Release Methods And When To Use Them
Choosing the right venting style keeps texture on point and prevents sputters. Here’s a compact guide you can pin or print.
| Release Method | Best For | Notes |
|---|---|---|
| Quick Release | Veg, fish, tender cuts | Stops cooking fast; watch for foamy liquids. |
| Natural Release | Beans, braises, stocks | Adds 5–20 min; gentler finish, less sputter risk. |
| Timed Release | Mixed dishes, grains | Wait 5–10 min, then vent; balances carryover and control. |
Safety Basics That Also Affect Timing
Venting trapped air before pressure builds is not just a safety step; it also ensures the interior reaches the temperatures recipes expect. Extension bulletins for canners and cookers stress a 10-minute vent to purge air pockets before the weight or valve closes.

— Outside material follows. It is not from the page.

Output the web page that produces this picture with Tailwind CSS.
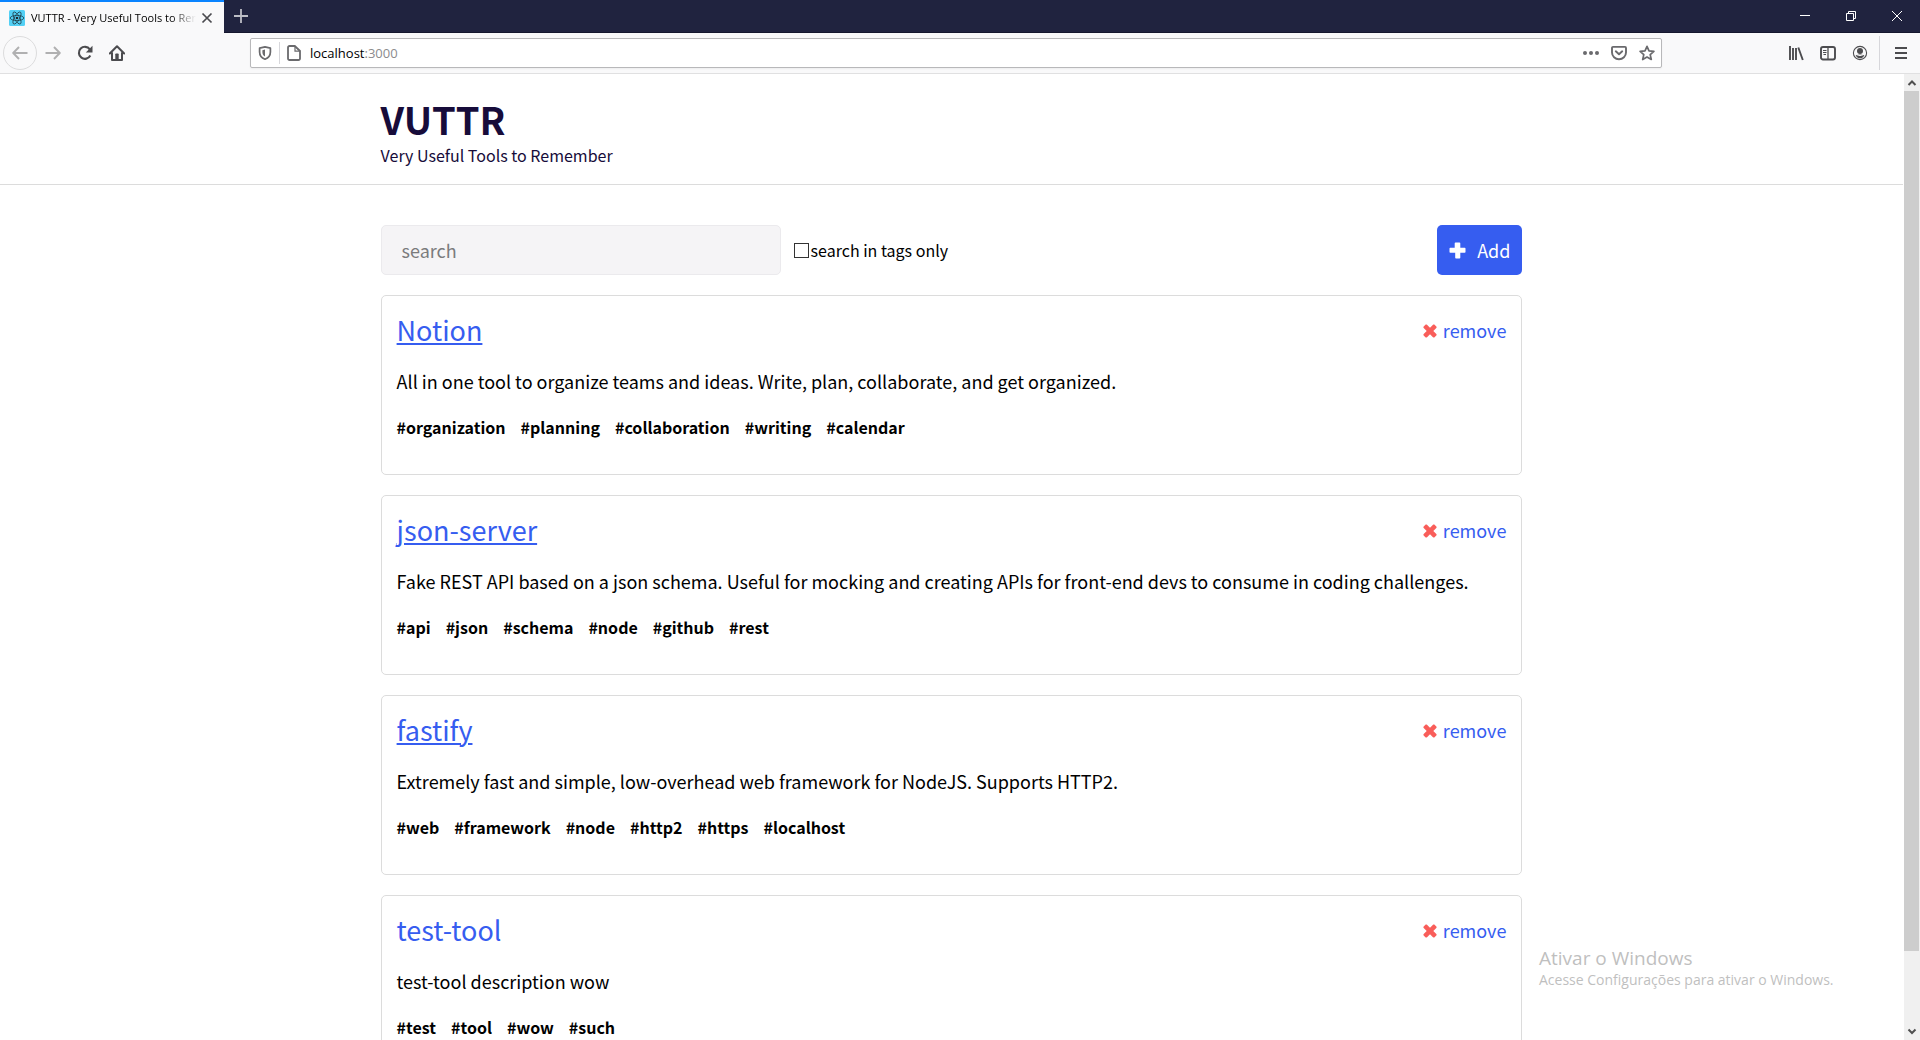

Follow your manual for your specific model, check gaskets for wear, and keep valves clean so the pot reaches and holds the pressure your recipe assumes.
Quick Planning Cheatsheet
- Legumes: Soaked beans often land in the 12–25 minute pressurized window; unsoaked sets usually double that. Use natural release.
- Tough cuts: Beef chuck cubes 25–45 minutes; large roasts add time. Natural release for best texture.
- Grains: Brown rice 15–22 minutes; let stand a few minutes after venting for fluffier results.
- Stocks: 25–45 minutes delivers body; let pressure fall on its own for clarity and less sputter.
- Veg: Think in minutes, not tens of minutes. Quick vent the moment the timer ends.
When A Regular Pot Still Makes Sense
If you need a pan sauce with lots of evaporation, want crisp-tender stir-fry veg, or plan to poach fish gently at a sub-boil temperature, an open pan wins. The sealed chamber shines for beans, grains, broths, and braises where moisture retention and higher heat are assets.
Final Take
Steam under pressure raises cooking temperatures and trims active cook time for a long list of dishes. Count all three stages—heat-up, pressurized cook, and release—and you still beat a low oven or open pot for beans, grains, and big cuts. Start with the ranges in the table, log your own tweaks, and you’ll have weeknight-reliable timings dialed for your exact setup.